Firstly the January protests in Tahrir Square were not initiated by the Muslim Brotherhood. Those protesting represented a wide variety of socio-economic groups and religious affiliations. They were protesting the restrictive practices of the Mubarak regime that infringed upon basic human rights such as freedom of speech, and the lack of free elections. They were also protesting high food price inflation, resulting in part from the 2008 world-wide economic recession, and high unemployment. The protests had no strong Islamic overtone. Thus it is not surprising that the recent protests in Tahrir Square would involve many of the same groups. The Muslim Brotherhood strongholds are found in the poor areas of Eastern Cairo, not in the wealthier city center and residential areas. They never had much presence in Tahrir Square.

Secondly a look at the demography of the election in 2012 shows that Morsi was elected by majorities in the western part of the nation and in the eastern industrial areas along the Suez Canal. The electoral districts along the Nile down the center of the nation, from Alexandria on the Mediterranean to Luxor and Aswan in the south voted in the majority for the opposition candidate Ahmed Shafik. The electoral result was roughly 51.5% to 48.5% showing Egypt, like the recent US elections, to be closely divided.

However, the opposition candidate had been Mubarak’s last Prime Minister, hardly someone to inspire confidence in those who wanted significant change from the practices of the previous regime. Consequently many moderate Muslims and some Christians had voted for Morsi as the viable alternative to the old regime.

Lastly, Mr. Morsi had not made himself popular with many of those who elected him. His actions with regard to the constitution, the profile of Islamic law and the replacement of government officials had antagonized many groups of people. Also he was regarded as failing to tackle the huge economic problems that Egypt faces. The value of the currency has declined by 50% since the Arab Spring, prices have continued to rise and the poor have been increasingly marginalized.

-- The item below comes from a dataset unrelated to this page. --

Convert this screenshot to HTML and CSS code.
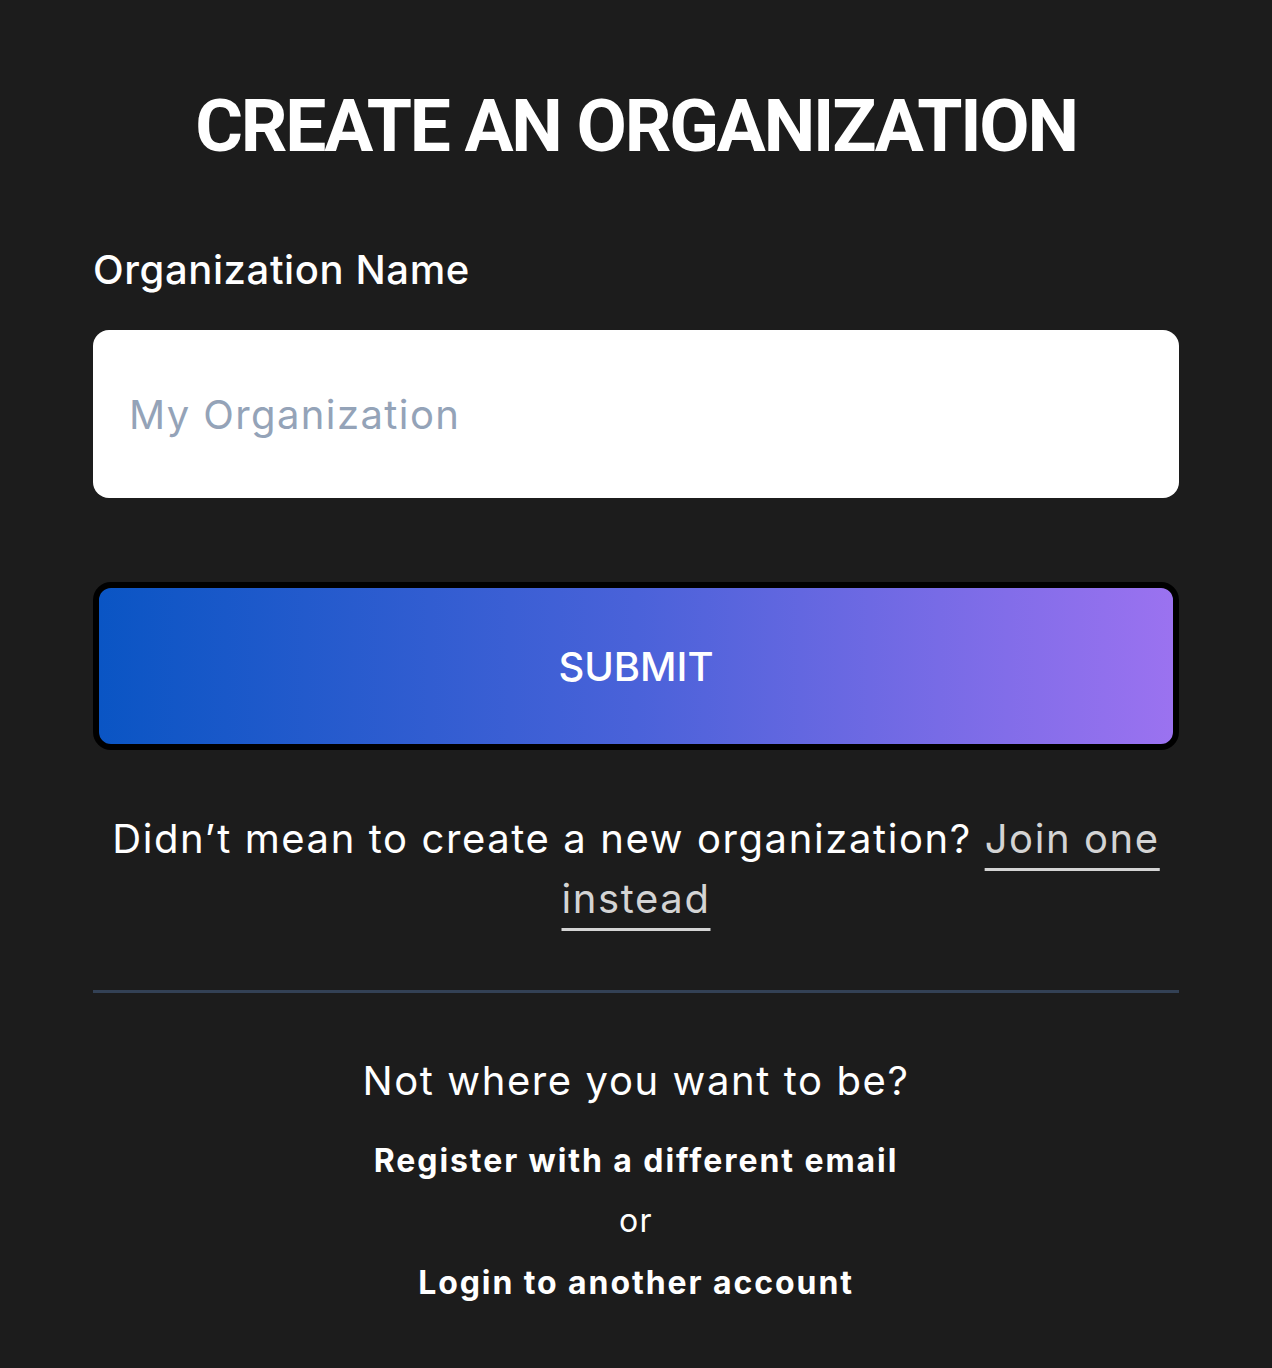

Morsi did himself no favors by choosing as the new governor of Luxor province the leader of the political wing of a terrorist group responsible for the deaths of 62 tourists in an attack on a tour bus in 1997. That event did much to reduce the tourist economy of upper Egypt.

Looked upon from the viewpoint of many of my Egyptian friends Morsi’s departure is good news. However we can only hope and pray that the next round of democratic elections enable someone who is capable of uniting a diverse community around common domestic and foreign policies, and serving out their term in government without inciting large protests.